# Evening all TT drivers!!!



## richards (Mar 8, 2009)

Hello all.

I have finaly given up with "normal rubbish" cars, and having wrote off my 99 plate focus zetec in that lovely snow and ice, I have decided to invest some change in a stunning green 02 reg 180bhp roadster, And oh my God what a car, picked it up wednesday, ordered alloys "18inch quattro sport 15spoke", had them fitted and by friday had the roof down and have been driving the best looking car I've seen been grinning like a cheshire cat ever since. 
Be grateful if anyone coul give me some newbie advice on servicing, the last one was at 32K on the logbook but that was 2 years ago, the car is now on 40K but the gauge on the dash says I have another 3K miles till next service but keep worrying about belts getting changed and oil and brake fluids, If you know what I mean.

When I get a camera I will post some nice shots
Pleasure to be on board.

Thanks.
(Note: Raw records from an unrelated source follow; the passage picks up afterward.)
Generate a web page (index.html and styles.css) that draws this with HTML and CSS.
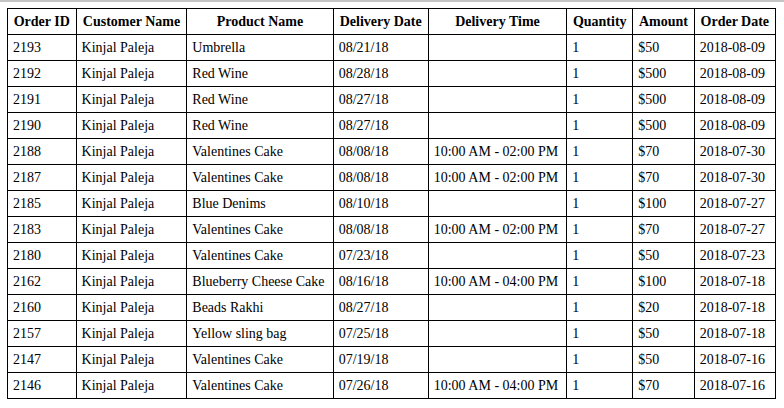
FILE: index.html
```html
<!DOCTYPE html>
<html>
<head>
<meta charset="utf-8">
<link rel="stylesheet" href="styles.css">
</head>
<body>
<div class="topbar"></div>
<table class="orders">
<thead>
<tr><th>Order ID</th><th>Customer Name</th><th>Product Name</th><th>Delivery Date</th><th>Delivery Time</th><th>Quantity</th><th>Amount</th><th>Order Date</th></tr>
</thead>
<tbody>
<tr><td>2193</td><td>Kinjal Paleja</td><td>Umbrella</td><td>08/21/18</td><td></td><td>1</td><td>$50</td><td>2018-08-09</td></tr>
<tr><td>2192</td><td>Kinjal Paleja</td><td>Red Wine</td><td>08/28/18</td><td></td><td>1</td><td>$500</td><td>2018-08-09</td></tr>
<tr><td>2191</td><td>Kinjal Paleja</td><td>Red Wine</td><td>08/27/18</td><td></td><td>1</td><td>$500</td><td>2018-08-09</td></tr>
<tr><td>2190</td><td>Kinjal Paleja</td><td>Red Wine</td><td>08/27/18</td><td></td><td>1</td><td>$500</td><td>2018-08-09</td></tr>
<tr><td>2188</td><td>Kinjal Paleja</td><td>Valentines Cake</td><td>08/08/18</td><td>10:00 AM - 02:00 PM</td><td>1</td><td>$70</td><td>2018-07-30</td></tr>
<tr><td>2187</td><td>Kinjal Paleja</td><td>Valentines Cake</td><td>08/08/18</td><td>10:00 AM - 02:00 PM</td><td>1</td><td>$70</td><td>2018-07-30</td></tr>
<tr><td>2185</td><td>Kinjal Paleja</td><td>Blue Denims</td><td>08/10/18</td><td></td><td>1</td><td>$100</td><td>2018-07-27</td></tr>
<tr><td>2183</td><td>Kinjal Paleja</td><td>Valentines Cake</td><td>08/08/18</td><td>10:00 AM - 02:00 PM</td><td>1</td><td>$70</td><td>2018-07-27</td></tr>
<tr><td>2180</td><td>Kinjal Paleja</td><td>Valentines Cake</td><td>07/23/18</td><td></td><td>1</td><td>$50</td><td>2018-07-23</td></tr>
<tr><td>2162</td><td>Kinjal Paleja</td><td>Blueberry Cheese Cake</td><td>08/16/18</td><td>10:00 AM - 04:00 PM</td><td>1</td><td>$100</td><td>2018-07-18</td></tr>
<tr><td>2160</td><td>Kinjal Paleja</td><td>Beads Rakhi</td><td>08/27/18</td><td></td><td>1</td><td>$20</td><td>2018-07-18</td></tr>
<tr><td>2157</td><td>Kinjal Paleja</td><td>Yellow sling bag</td><td>07/25/18</td><td></td><td>1</td><td>$50</td><td>2018-07-18</td></tr>
<tr><td>2147</td><td>Kinjal Paleja</td><td>Valentines Cake</td><td>07/19/18</td><td></td><td>1</td><td>$50</td><td>2018-07-16</td></tr>
<tr><td>2146</td><td>Kinjal Paleja</td><td>Valentines Cake</td><td>07/26/18</td><td>10:00 AM - 04:00 PM</td><td>1</td><td>$70</td><td>2018-07-16</td></tr>
</tbody>
</table>
</body>
</html>
```
FILE: styles.css
```css
html, body {
  margin: 0;
  padding: 0;
  background: #fff;
}
body {
  font-family: "Liberation Serif", "Times New Roman", serif;
  font-size: 14px;
  color: #000;
  padding: 0 9px 0 7px;
}
.topbar {
  height: 2px;
  background: #c4c4c4;
  margin: 0 -9px 6px -7px;
}
.orders {
  border-collapse: collapse;
  width: 769px;
}
.orders th,
.orders td {
  border: 1px solid #000;
  height: 26px;
  padding: 0 5px;
  box-sizing: border-box;
  white-space: nowrap;
}
.orders th {
  font-weight: bold;
  text-align: center;
}
.orders td {
  text-align: left;
}
```
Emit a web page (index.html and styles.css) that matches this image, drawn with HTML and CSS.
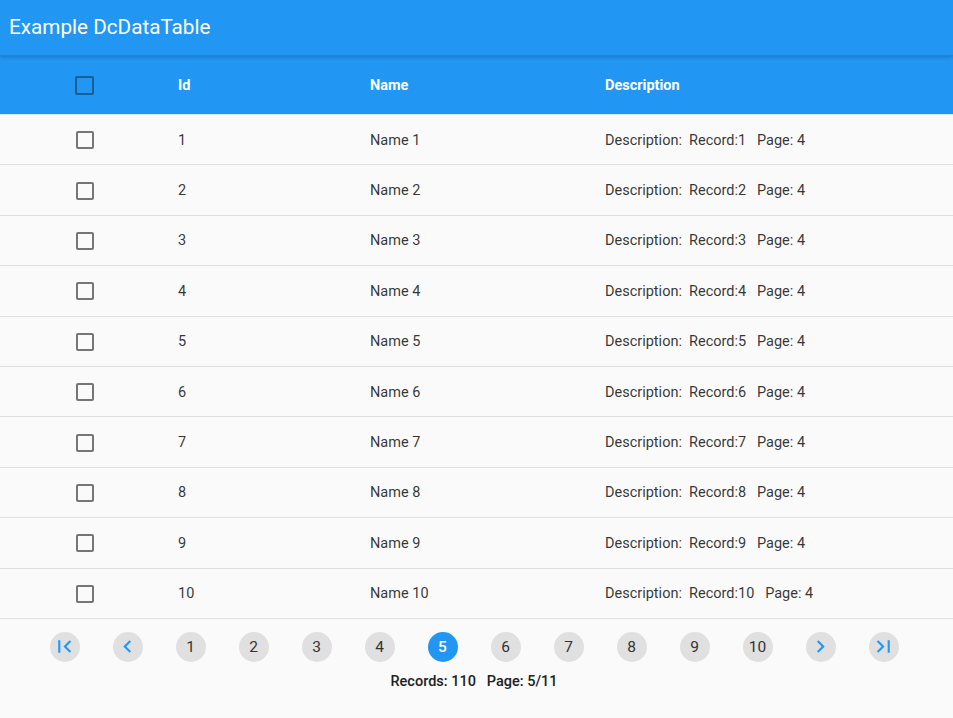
FILE: index.html
```html
<!DOCTYPE html>
<html>
<head>
<meta charset="utf-8">
<link rel="stylesheet" href="styles.css">
</head>
<body>
<header class="appbar"><span class="title">Example DcDataTable</span></header>
<div class="table">
  <div class="row head">
    <div class="cell chk"><span class="box box-head"></span></div>
    <div class="cell">Id</div>
    <div class="cell">Name</div>
    <div class="cell">Description</div>
  </div>
  <div class="row"><div class="cell chk"><span class="box"></span></div><div class="cell">1</div><div class="cell">Name 1</div><div class="cell desc">Description:  Record:1   Page: 4</div></div>
  <div class="row"><div class="cell chk"><span class="box"></span></div><div class="cell">2</div><div class="cell">Name 2</div><div class="cell desc">Description:  Record:2   Page: 4</div></div>
  <div class="row"><div class="cell chk"><span class="box"></span></div><div class="cell">3</div><div class="cell">Name 3</div><div class="cell desc">Description:  Record:3   Page: 4</div></div>
  <div class="row"><div class="cell chk"><span class="box"></span></div><div class="cell">4</div><div class="cell">Name 4</div><div class="cell desc">Description:  Record:4   Page: 4</div></div>
  <div class="row"><div class="cell chk"><span class="box"></span></div><div class="cell">5</div><div class="cell">Name 5</div><div class="cell desc">Description:  Record:5   Page: 4</div></div>
  <div class="row"><div class="cell chk"><span class="box"></span></div><div class="cell">6</div><div class="cell">Name 6</div><div class="cell desc">Description:  Record:6   Page: 4</div></div>
  <div class="row"><div class="cell chk"><span class="box"></span></div><div class="cell">7</div><div class="cell">Name 7</div><div class="cell desc">Description:  Record:7   Page: 4</div></div>
  <div class="row"><div class="cell chk"><span class="box"></span></div><div class="cell">8</div><div class="cell">Name 8</div><div class="cell desc">Description:  Record:8   Page: 4</div></div>
  <div class="row"><div class="cell chk"><span class="box"></span></div><div class="cell">9</div><div class="cell">Name 9</div><div class="cell desc">Description:  Record:9   Page: 4</div></div>
  <div class="row"><div class="cell chk"><span class="box"></span></div><div class="cell">10</div><div class="cell">Name 10</div><div class="cell desc">Description:  Record:10   Page: 4</div></div>
</div>
<nav class="pager">
  <span class="pg icon"><svg viewBox="0 0 24 24"><path d="M18.41 16.59L13.820 12l4.59-4.59L17 6l-6 6 6 6zM6 6h2v12H6z"/></svg></span>
  <span class="pg icon"><svg viewBox="0 0 24 24"><path d="M15.41 7.41L14 6l-6 6 6 6 1.41-1.41L10.83 12z"/></svg></span>
  <span class="pg">1</span>
  <span class="pg">2</span>
  <span class="pg">3</span>
  <span class="pg">4</span>
  <span class="pg active">5</span>
  <span class="pg">6</span>
  <span class="pg">7</span>
  <span class="pg">8</span>
  <span class="pg">9</span>
  <span class="pg">10</span>
  <span class="pg icon"><svg viewBox="0 0 24 24"><path d="M10 6L8.59 7.41 13.17 12l-4.58 4.59L10 18l6-6z"/></svg></span>
  <span class="pg icon"><svg viewBox="0 0 24 24"><path d="M5.59 7.41L10.18 12l-4.59 4.59L7 18l6-6-6-6zM16 6h2v12h-2z"/></svg></span>
</nav>
<div class="summary">Records: 110   Page: 5/11</div>
</body>
</html>
```

FILE: styles.css
```css
html, body {
  margin: 0;
  padding: 0;
  background: #fafafa;
  font-family: Roboto, "Liberation Sans", sans-serif;
  color: rgba(0, 0, 0, 0.8);
}

.appbar {
  height: 55px;
  background: #2196f3;
  display: flex;
  align-items: center;
  padding-left: 9px;
  position: relative;
  z-index: 2;
  box-shadow: 0 1px 0 #1e86d8, 0 2px 4px rgba(0, 0, 0, 0.22);
}

.title {
  color: #ffffff;
  font-size: 20.7px;
  font-weight: 400;
  padding-bottom: 1px;
}

.table {
  margin-top: 1px;
}

.row {
  display: grid;
  grid-template-columns: 178px 192px 235px 1fr;
  align-items: center;
  height: 48.4px;
  padding-top: 1px;
  border-bottom: 1px solid #e0e0e0;
  font-size: 14.5px;
}

.row.head {
  height: 57px;
  padding-top: 1px;
  background: #2196f3;
  color: #ffffff;
  font-weight: 700;
  border-bottom: 1px solid #d6e9f8;
}

.cell {
  white-space: pre;
}

.chk {
  display: flex;
  align-items: center;
  padding-left: 76px;
}

.box {
  width: 14px;
  height: 14px;
  border: 2px solid #757575;
  border-radius: 2px;
}

.box-head {
  border-color: #175f98;
  width: 15px;
  height: 15px;
  margin-left: -1px;
}

.pager {
  display: flex;
  justify-content: center;
  gap: 33px;
  margin-top: 13px;
  padding-right: 5px;
}

.pg {
  width: 30px;
  height: 30px;
  border-radius: 50%;
  background: #e0e0e0;
  display: flex;
  align-items: center;
  justify-content: center;
  font-size: 15.5px;
  color: #333333;
}

.pg.active {
  background: #2196f3;
  color: #ffffff;
  font-weight: 500;
}

.pg svg {
  width: 25px;
  height: 25px;
  fill: #2196f3;
}

.summary {
  margin-top: 10px;
  padding-right: 5px;
  text-align: center;
  font-size: 14.5px;
  font-weight: 500;
  white-space: pre;
  line-height: 20px;
  color: #212121;
}
```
Richard.....


----------



## jammyd (Oct 11, 2008)

Hello and welcome to the forum 

I would possibly suggest you get it in for a service, if its not been near a mechanic in 2 years! Cam belt is suggest at 60000, but a decent mechanic I am sure will tell you what condition your current one is in.

Have a look in the Servicing or Just ask for some decent local garages. Where are you based!


----------



## richards (Mar 8, 2009)

Hi jammyd.

Based in Braintree, Essex. Closest audi dealer is in colchester but am I correct in thinkin they will be more costly than just a normal garage?

Thanks.


----------



## YELLOW_TT (Feb 25, 2004)

Welcome have a look here you might want to join www.ttoc.co.uk


----------



## malstt (Apr 18, 2007)

Welcome to the forum 8)


----------



## SaintScoTT (Jun 27, 2008)

I do like those QS wheels - probably because I've never had the pleasure of cleaning them!

Welcome to the forums


----------



## williammc (Dec 24, 2008)

welcome


----------



## Wallsendmag (Feb 12, 2004)

Welcome to the forum


----------